** begin Supplied data **
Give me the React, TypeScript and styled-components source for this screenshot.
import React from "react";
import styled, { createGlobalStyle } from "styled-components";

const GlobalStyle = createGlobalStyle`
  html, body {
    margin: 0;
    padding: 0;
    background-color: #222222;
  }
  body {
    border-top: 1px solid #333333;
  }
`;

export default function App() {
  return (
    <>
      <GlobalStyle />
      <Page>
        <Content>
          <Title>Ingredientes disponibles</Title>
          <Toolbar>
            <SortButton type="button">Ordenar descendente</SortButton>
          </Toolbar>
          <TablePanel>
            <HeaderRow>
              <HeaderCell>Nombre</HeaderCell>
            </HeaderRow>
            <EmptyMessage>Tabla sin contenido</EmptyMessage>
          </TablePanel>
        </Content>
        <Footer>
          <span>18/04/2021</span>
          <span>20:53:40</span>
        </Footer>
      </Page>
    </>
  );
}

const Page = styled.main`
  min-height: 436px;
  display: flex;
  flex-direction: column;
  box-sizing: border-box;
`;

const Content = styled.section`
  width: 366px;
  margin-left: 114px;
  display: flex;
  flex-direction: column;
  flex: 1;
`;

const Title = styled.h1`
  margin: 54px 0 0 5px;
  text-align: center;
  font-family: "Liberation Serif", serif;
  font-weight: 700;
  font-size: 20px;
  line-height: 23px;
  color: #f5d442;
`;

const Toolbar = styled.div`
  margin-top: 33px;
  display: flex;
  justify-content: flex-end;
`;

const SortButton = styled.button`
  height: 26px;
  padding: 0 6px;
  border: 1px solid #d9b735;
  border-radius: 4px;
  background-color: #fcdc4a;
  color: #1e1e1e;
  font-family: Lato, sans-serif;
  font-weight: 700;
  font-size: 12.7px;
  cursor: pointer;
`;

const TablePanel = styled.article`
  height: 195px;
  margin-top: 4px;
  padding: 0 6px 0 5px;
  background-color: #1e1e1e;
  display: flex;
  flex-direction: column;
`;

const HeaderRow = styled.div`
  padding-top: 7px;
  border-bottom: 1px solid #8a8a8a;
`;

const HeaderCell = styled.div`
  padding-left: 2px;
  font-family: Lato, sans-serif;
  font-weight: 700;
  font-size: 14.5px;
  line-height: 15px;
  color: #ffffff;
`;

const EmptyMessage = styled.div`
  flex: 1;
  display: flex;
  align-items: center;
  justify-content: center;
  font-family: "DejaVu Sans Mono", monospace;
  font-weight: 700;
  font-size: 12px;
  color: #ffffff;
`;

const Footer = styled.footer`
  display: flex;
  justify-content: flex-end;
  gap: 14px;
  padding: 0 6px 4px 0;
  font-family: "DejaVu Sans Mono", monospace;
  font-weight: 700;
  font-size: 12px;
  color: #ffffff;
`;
** end Supplied data **
* The request: Extract the listing in its entirety, matching it exactly.

* Exercise answer:
Give me the React, TypeScript and styled-components source for this screenshot.
import React from "react";
import styled, { createGlobalStyle } from "styled-components";

const GlobalStyle = createGlobalStyle`
  html, body {
    margin: 0;
    padding: 0;
    background-color: #222222;
  }
  body {
    border-top: 1px solid #333333;
  }
`;

export default function App() {
  return (
    <>
      <GlobalStyle />
      <Page>
        <Content>
          <Title>Ingredientes disponibles</Title>
          <Toolbar>
            <SortButton type="button">Ordenar descendente</SortButton>
          </Toolbar>
          <TablePanel>
            <HeaderRow>
              <HeaderCell>Nombre</HeaderCell>
            </HeaderRow>
            <EmptyMessage>Tabla sin contenido</EmptyMessage>
          </TablePanel>
        </Content>
        <Footer>
          <span>18/04/2021</span>
          <span>20:53:40</span>
        </Footer>
      </Page>
    </>
  );
}

const Page = styled.main`
  min-height: 436px;
  display: flex;
  flex-direction: column;
  box-sizing: border-box;
`;

const Content = styled.section`
  width: 366px;
  margin-left: 114px;
  display: flex;
  flex-direction: column;
  flex: 1;
`;

const Title = styled.h1`
  margin: 54px 0 0 5px;
  text-align: center;
  font-family: "Liberation Serif", serif;
  font-weight: 700;
  font-size: 20px;
  line-height: 23px;
  color: #f5d442;
`;

const Toolbar = styled.div`
  margin-top: 33px;
  display: flex;
  justify-content: flex-end;
`;

const SortButton = styled.button`
  height: 26px;
  padding: 0 6px;
  border: 1px solid #d9b735;
  border-radius: 4px;
  background-color: #fcdc4a;
  color: #1e1e1e;
  font-family: Lato, sans-serif;
  font-weight: 700;
  font-size: 12.7px;
  cursor: pointer;
`;

const TablePanel = styled.article`
  height: 195px;
  margin-top: 4px;
  padding: 0 6px 0 5px;
  background-color: #1e1e1e;
  display: flex;
  flex-direction: column;
`;

const HeaderRow = styled.div`
  padding-top: 7px;
  border-bottom: 1px solid #8a8a8a;
`;

const HeaderCell = styled.div`
  padding-left: 2px;
  font-family: Lato, sans-serif;
  font-weight: 700;
  font-size: 14.5px;
  line-height: 15px;
  color: #ffffff;
`;

const EmptyMessage = styled.div`
  flex: 1;
  display: flex;
  align-items: center;
  justify-content: center;
  font-family: "DejaVu Sans Mono", monospace;
  font-weight: 700;
  font-size: 12px;
  color: #ffffff;
`;

const Footer = styled.footer`
  display: flex;
  justify-content: flex-end;
  gap: 14px;
  padding: 0 6px 4px 0;
  font-family: "DejaVu Sans Mono", monospace;
  font-weight: 700;
  font-size: 12px;
  color: #ffffff;
`;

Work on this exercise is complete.